### Goal:
Check each line below for the word "screenshot", and copy those that have it.
*** Data excerpt
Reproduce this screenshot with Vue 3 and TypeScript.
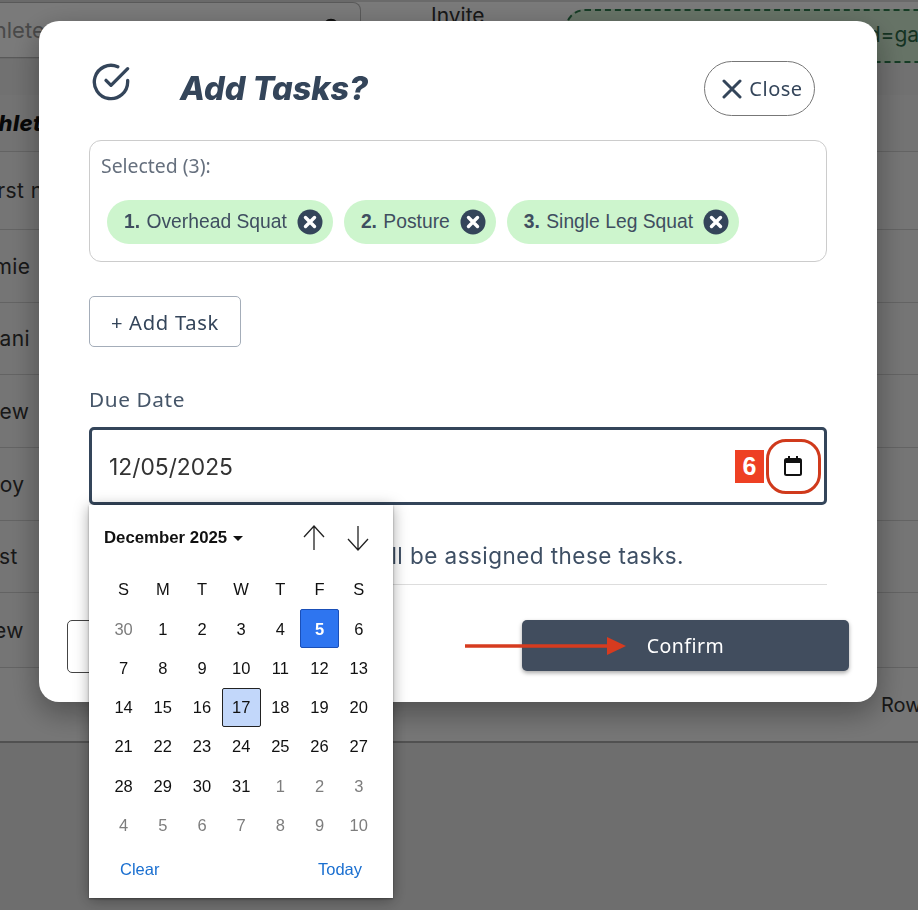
<template>
  <div class="page">
    <div class="toolbar">
      <div class="search">
        <span class="search-text">Search athlete</span>
        <svg viewBox="0 0 20 20" fill="none" stroke="#222" stroke-width="2.4">
          <circle cx="9" cy="9" r="7" />
          <path d="M14 14l5 5" />
        </svg>
      </div>
      <span class="invite">Invite</span>
      <div class="link-box">id=gameplan</div>
    </div>
    <div class="band"></div>
    <div class="row head"><span class="cell">Athlete</span></div>
    <div v-for="r in rows" :key="r.text" class="row" :style="{ height: r.height + 'px' }">
      <span class="cell" :style="{ marginLeft: r.shift + 'px' }">{{ r.text }}</span>
    </div>
    <div class="pager"><span>Rows per page</span></div>
  </div>

  <div class="backdrop"></div>

  <div class="modal">
    <div class="modal-head">
      <svg class="check" viewBox="0 0 24 24" fill="none" stroke="#34455a" stroke-width="2" stroke-linecap="round" stroke-linejoin="round">
        <path d="M22 11.08V12a10 10 0 1 1-5.93-9.14" />
        <polyline points="22 4 12 14.01 9 11.01" />
      </svg>
      <h2>Add Tasks?</h2>
      <button class="close">
        <svg viewBox="0 0 20 20" fill="none" stroke="#34455a" stroke-width="3" stroke-linecap="round">
          <path d="M2 2l16 16M18 2L2 18" />
        </svg>
        Close
      </button>
    </div>

    <div class="selected">
      <div class="selected-label">Selected (3):</div>
      <div class="chips">
        <div v-for="(t, i) in tasks" :key="t" class="chip">
          <span><b>{{ i + 1 }}.</b> {{ t }}</span>
          <svg viewBox="0 0 26 26">
            <circle cx="13" cy="13" r="12.5" fill="#34455a" />
            <path d="M8.5 8.5l9 9M17.5 8.5l-9 9" stroke="#fff" stroke-width="3.4" stroke-linecap="round" />
          </svg>
        </div>
      </div>
    </div>

    <button class="add-task">+ Add Task</button>

    <label class="due-label">Due Date</label>
    <div class="date-input">
      <span>12/05/2025</span>
      <svg class="cal" viewBox="0 0 18 20" fill="#111" stroke="#111" stroke-width="2">
        <rect x="1" y="3" width="16" height="16" rx="1.5" fill="none" />
        <path d="M1 5h16" stroke-width="4" />
        <path d="M5 0v3M13 0v3" />
      </svg>
    </div>

    <p class="note">The selected athletes will be assigned these tasks.</p>
    <div class="divider"></div>

    <div class="footer">
      <button class="cancel">Cancel</button>
      <button class="confirm">Confirm</button>
    </div>

    <!-- annotations from the screenshot -->
    <div class="badge">6</div>
    <div class="ring"></div>
    <svg class="arrow" viewBox="0 0 162 20">
      <path d="M0 10h145" stroke="#d63b1f" stroke-width="3.4" />
      <path d="M142 1l19 9-19 9z" fill="#d63b1f" />
    </svg>

    <div class="picker">
      <div class="picker-head">
        <span class="month">December 2025</span>
        <span class="caret"></span>
        <svg class="nav up" viewBox="0 0 24 26" fill="none" stroke="#222" stroke-width="1.3">
          <path d="M12 25V1M2 12L12 1l10 11" />
        </svg>
        <svg class="nav" viewBox="0 0 24 26" fill="none" stroke="#222" stroke-width="1.3">
          <path d="M12 1v24M2 14l10 11 10-11" />
        </svg>
      </div>
      <div class="grid">
        <span v-for="(d, i) in weekdays" :key="i" class="wd">{{ d }}</span>
        <span
          v-for="c in cells"
          :key="c.key"
          class="day"
          :class="{ muted: c.muted, picked: c.picked, today: c.today }"
        >{{ c.day }}</span>
      </div>
      <div class="picker-foot">
        <span>Clear</span>
        <span>Today</span>
      </div>
    </div>
  </div>
</template>

<script setup lang="ts">
const tasks = ['Overhead Squat', 'Posture', 'Single Leg Squat']
const weekdays = ['S', 'M', 'T', 'W', 'T', 'F', 'S']

const rows = [
  { text: 'First name', shift: -21, height: 78 },
  { text: 'Jamie', shift: -31, height: 73 },
  { text: 'Dani', shift: -16, height: 72 },
  { text: 'Drew', shift: -24, height: 73 },
  { text: 'Troy', shift: -21, height: 73 },
  { text: 'Test', shift: -26, height: 72 },
  { text: 'Andrew', shift: -55, height: 75 },
]

interface Cell {
  key: string
  day: number
  muted: boolean
  picked: boolean
  today: boolean
}

const cells: Cell[] = []
const push = (day: number, muted: boolean) => {
  cells.push({
    key: `${cells.length}`,
    day,
    muted,
    picked: !muted && day === 5,
    today: !muted && day === 17,
  })
}
push(30, true)
for (let d = 1; d <= 31; d++) push(d, false)
for (let d = 1; d <= 10; d++) push(d, true)
</script>

<style>
html,
body {
  margin: 0;
  background: #fff;
  overflow: hidden;
}
</style>

<style scoped>
.page {
  width: 918px;
  height: 910px;
  font-family: Inter, 'Liberation Sans', sans-serif;
  color: #333;
  overflow: hidden;
  background: #e6e6e6;
}

.toolbar {
  height: 58px;
  display: flex;
  align-items: flex-start;
  background: #fff;
  border-top: 2px solid #ddd;
  box-sizing: border-box;
}

.search {
  position: relative;
  flex-shrink: 0;
  width: 361px;
  height: 56px;
  box-sizing: border-box;
  border: 1px solid #bbb;
  border-left: 0;
  border-top-right-radius: 8px;
  font-size: 22px;
  white-space: nowrap;
  overflow: hidden;
  padding-top: 14px;
  color: #999;
}

.search svg {
  position: absolute;
  left: 322px;
  top: 15px;
  width: 20px;
  height: 20px;
}

.search-text {
  margin-left: -105px;
}

.invite {
  flex-shrink: 0;
  margin: 1px 0 0 70px;
  font-size: 21px;
}

.link-box {
  flex-shrink: 0;
  margin: 7px 0 0 80px;
  width: 400px;
  height: 54px;
  box-sizing: border-box;
  border: 2px dashed #2f7d4f;
  border-radius: 20px;
  background: #d6f0d6;
  padding: 11px 0 0 296px;
  font-size: 21px;
  white-space: nowrap;
  overflow: hidden;
  color: #2f6b49;
}

.band {
  height: 37px;
  background: #ececec;
  border-top: 1px solid #ddd;
  box-sizing: border-box;
}

.row {
  height: 73px;
  box-sizing: border-box;
  border-bottom: 1px solid #d0d0d0;
  display: flex;
  align-items: center;
  font-size: 21px;
  letter-spacing: 0.4px;
  white-space: nowrap;
  background: #f4f4f4;
}

.row.head {
  height: 57px;
  font-size: 22px;
  font-weight: 800;
  font-style: italic;
  color: #111;
  background: #f0f0f0;
}

.row.head .cell {
  margin-left: -27px;
}

.pager {
  height: 75px;
  border-bottom: 2px solid #aaa;
  box-sizing: border-box;
  display: flex;
  align-items: center;
  padding-left: 881px;
  font-size: 20px;
  white-space: nowrap;
  background: #f6f6f6;
}

.backdrop {
  position: fixed;
  inset: 0;
  background: rgba(0, 0, 0, 0.52);
}

.modal {
  position: fixed;
  left: 39px;
  top: 21px;
  width: 838px;
  height: 681px;
  box-sizing: border-box;
  padding: 40px 50px 0;
  background: #fff;
  border-radius: 20px;
  box-shadow: 0 10px 30px rgba(0, 0, 0, 0.35);
  font-family: Inter, 'Liberation Sans', sans-serif;
  color: #34455a;
}

.modal-head {
  display: flex;
  align-items: center;
  height: 55px;
  margin-bottom: 24px;
}

.check {
  width: 40px;
  height: 40px;
  margin: -13px 0 0 2px;
  flex-shrink: 0;
}

h2 {
  margin: 0 0 0 49px;
  font-family: Inter, sans-serif;
  font-size: 32.5px;
  font-weight: 800;
  font-style: italic;
  flex: 1;
}

.close {
  width: 111px;
  height: 55px;
  margin-right: 12px;
  box-sizing: border-box;
  border: 1px solid #777;
  border-radius: 28px;
  background: #fff;
  display: flex;
  align-items: center;
  justify-content: center;
  gap: 7px;
  font-family: 'Noto Sans', sans-serif;
  font-size: 20px;
  letter-spacing: 0.5px;
  color: #34455a;
  padding: 0 0 0 6px;
}

.close svg {
  width: 20px;
  height: 20px;
}

.selected {
  height: 122px;
  box-sizing: border-box;
  border: 1px solid #ccc;
  border-radius: 12px;
  padding: 13px 11px;
}

.selected-label {
  font-family: 'Noto Sans', sans-serif;
  font-size: 19.4px;
  line-height: 24px;
  color: #66707e;
}

.chips {
  display: flex;
  gap: 11px;
  margin: 22px 0 0 6px;
}

.chip {
  height: 44px;
  display: flex;
  align-items: center;
  gap: 10px;
  padding: 0 10px 0 17px;
  border-radius: 22px;
  background: #cdf5cd;
  font-family: 'Liberation Sans', sans-serif;
  font-size: 19.3px;
  white-space: nowrap;
  color: #3f4e60;
}

.chip b {
  margin-right: 1px;
}

.chip svg {
  width: 26px;
  height: 26px;
}

.add-task {
  display: block;
  width: 152px;
  height: 51px;
  margin-top: 34px;
  box-sizing: border-box;
  border: 1px solid #a4adb9;
  border-radius: 5px;
  background: #fff;
  font-family: 'Noto Sans', sans-serif;
  font-size: 20.2px;
  letter-spacing: 0.7px;
  color: #34455a;
  padding: 0;
}

.due-label {
  display: block;
  margin-top: 38px;
  font-family: 'Noto Sans', sans-serif;
  font-size: 20.8px;
  line-height: 28px;
  letter-spacing: 0.6px;
  color: #465669;
}

.date-input {
  height: 78px;
  margin-top: 14px;
  box-sizing: border-box;
  border: 3px solid #34455a;
  border-radius: 5px;
  display: flex;
  align-items: center;
  justify-content: space-between;
  padding: 0 22px 0 17px;
  font-size: 22.8px;
  color: #333;
}

.cal {
  width: 18px;
  height: 20px;
}

.note {
  margin: 36px 0 0;
  padding-right: 143px;
  text-align: right;
  font-size: 22.5px;
  letter-spacing: 0.45px;
  line-height: 30px;
  white-space: nowrap;
  color: #3e4f64;
}

.divider {
  height: 1px;
  margin-top: 13px;
  background: #ddd;
}

.footer {
  display: flex;
  justify-content: space-between;
  margin: 35px -22px 0 -22px;
}

.cancel {
  width: 200px;
  height: 53px;
  box-sizing: border-box;
  border: 1px solid #444;
  border-radius: 5px;
  background: #fff;
  color: #34455a;
  font-size: 19px;
}

.confirm {
  width: 327px;
  height: 51px;
  border: 0;
  border-radius: 5px;
  background: #414d5e;
  box-shadow: 0 2px 4px rgba(0, 0, 0, 0.35);
  color: #fff;
  font-family: 'Noto Sans', sans-serif;
  font-size: 19.5px;
  letter-spacing: 0.5px;
}

.badge {
  position: absolute;
  left: 696px;
  top: 429px;
  width: 29px;
  height: 33px;
  background: #ee4023;
  color: #fff;
  font-family: 'Liberation Sans', sans-serif;
  font-weight: 700;
  font-size: 25px;
  line-height: 33px;
  text-align: center;
}

.ring {
  position: absolute;
  left: 727px;
  top: 418px;
  width: 55px;
  height: 55px;
  box-sizing: border-box;
  border: 3.5px solid #d03a1c;
  border-radius: 20px;
}

.arrow {
  position: absolute;
  left: 426px;
  top: 615px;
  width: 162px;
  height: 20px;
}

.picker {
  position: absolute;
  left: 50px;
  top: 484px;
  width: 304px;
  height: 393px;
  box-sizing: border-box;
  background: #fff;
  box-shadow: 0 1px 2px rgba(0, 0, 0, 0.35), 0 2px 14px rgba(0, 0, 0, 0.35);
  padding: 0 15px;
  font-family: 'Liberation Sans', sans-serif;
  color: #111;
}

.picker-head {
  height: 65px;
  display: flex;
  align-items: center;
  font-size: 16.8px;
  font-weight: 700;
}

.caret {
  margin: 1px 0 0 6px;
  border-left: 5px solid transparent;
  border-right: 5px solid transparent;
  border-top: 5px solid #111;
}

.nav {
  width: 24px;
  height: 26px;
  margin: 0 8px 0 20px;
  flex-shrink: 0;
}

.nav.up {
  margin: 0 0 0 auto;
}

.grid {
  display: grid;
  grid-template-columns: repeat(7, 39.2px);
  grid-auto-rows: 39.2px;
}

.wd,
.day {
  display: flex;
  align-items: center;
  justify-content: center;
  font-size: 16.5px;
  box-sizing: border-box;
}

.day {
  padding-top: 1px;
}

.muted {
  color: #7d7d7d;
}

.picked {
  background: #2e75f0;
  border: 1px solid #1a4fb8;
  border-radius: 2px;
  color: #fff;
  font-weight: 700;
}

.today {
  background: #c2d7fa;
  border: 1.5px solid #222;
  border-radius: 2px;
}

.picker-foot {
  display: flex;
  justify-content: space-between;
  padding: 16px 16px 0;
  font-size: 16.5px;
  color: #1a6fd0;
}
</style>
******
### Task response:
Reproduce this screenshot with Vue 3 and TypeScript.
    <!-- annotations from the screenshot -->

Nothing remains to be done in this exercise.